Critical Technical Levels and Accumulation Zones

Analyst Ali Martinez outlined key accumulation zones and potential scenarios for Ethereum’s price trajectory. One bullish scenario posits that ETH is trading within a multi-year ascending triangle, with the $1,800 level acting as a critical “line in the sand” or hypotenuse. A sustained hold above this level could, in theory, trigger a significant rally toward the $4,900 mark.

This $1,800-$1,880 zone is particularly significant as it aligns closely with the 0.80 MVRV (Market Value to Realized Value) Pricing Band. Martinez highlighted that this band has historically been a reliable indicator of cycle bottoms, often marking the point where selling pressure exhausts and long-term “Strong Hands” begin accumulating assets.

The Downside Risk Scenario

Conversely, a more cautious scenario suggests Ethereum could be moving within a parallel channel, which leaves open the risk of a deeper correction. Martinez noted that if the market structure breaks down, ETH could face another 30% to 50% decline toward channel lows in the $1,150 to $1,170 range.

Supporting this analysis, UTXO Realized Price Distribution (URPD) data reveals substantial clusters of ETH were acquired between $2,079 and $1,882. Below $1,880, significant buy walls are identified at $1,584, $1,238, and $1,089, indicating these as potential support levels should February’s lows fail to hold.

The True Bull Market Signal

For many analysts, the definitive signal for a new macro bull rally is a sustained break above Ethereum’s Realized Price. Martinez pinpointed this key level at $2,500. Historically, when Ethereum reclaims and holds above its Realized Price, it signifies that the average holder is back in profit and a market “cooling period” has concluded.
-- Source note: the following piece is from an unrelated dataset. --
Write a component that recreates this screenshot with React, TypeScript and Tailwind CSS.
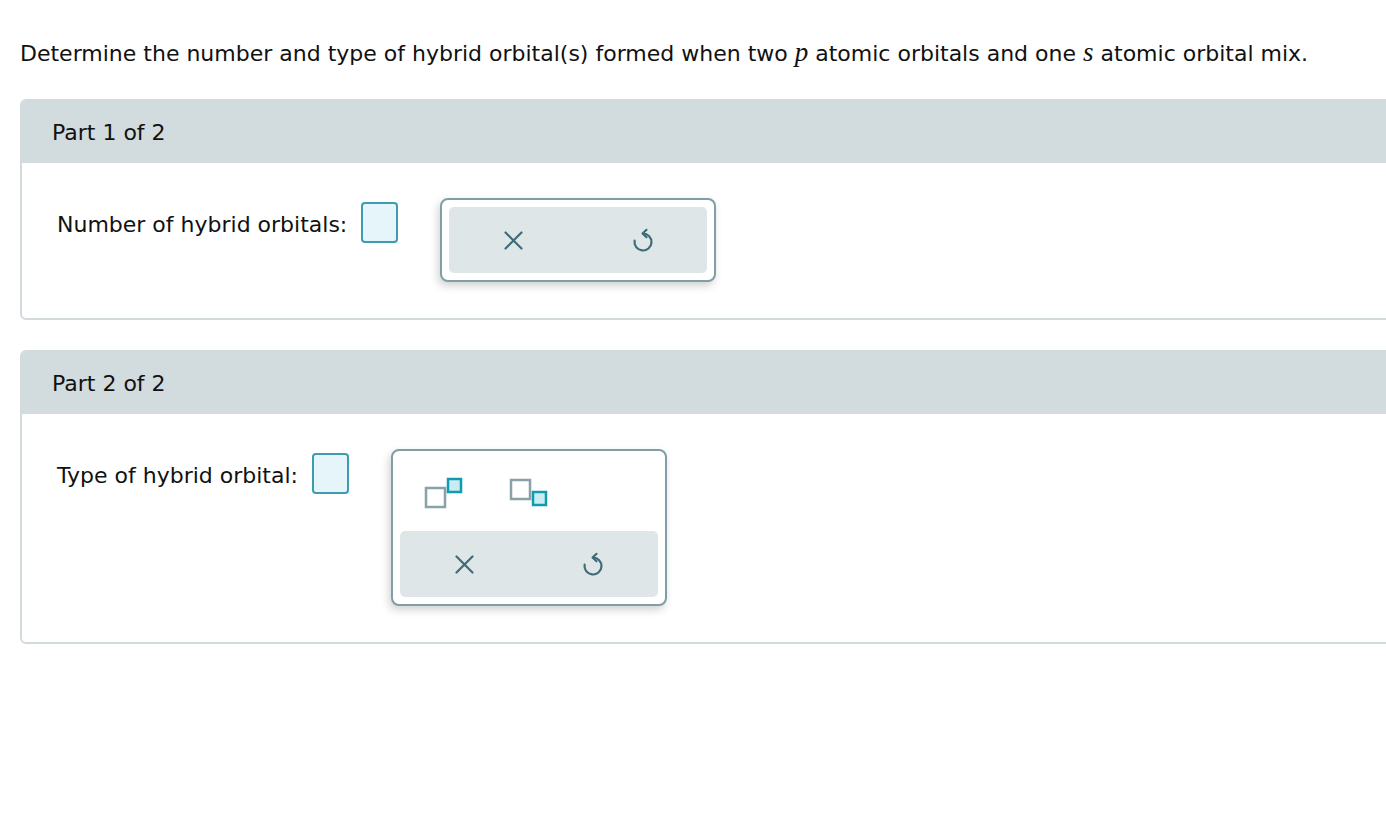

“A clean break and hold above $2,500 is my primary trigger for the beginning of a new macro bull rally,” Martinez concluded. Until that occurs, Crypto Scient argues that any move is merely “another retest in a downtrend,” and that the most significant profits will be made only after the price decisively breaks above and flips the macro trend resistance into support.

Summary and Forward Look

Ethereum’s reclaim of $2,200 is a technically positive development, but it remains trapped within a larger macro downtrend. The consensus among cautious analysts is that a true bull market commencement requires a confirmed breakout above $2,500. Investors are advised to watch for a sustained hold above current resistance and a flip of the macro trend line. The coming weeks will be critical in determining whether this is a genuine reversal or just another rally within a broader bear market structure.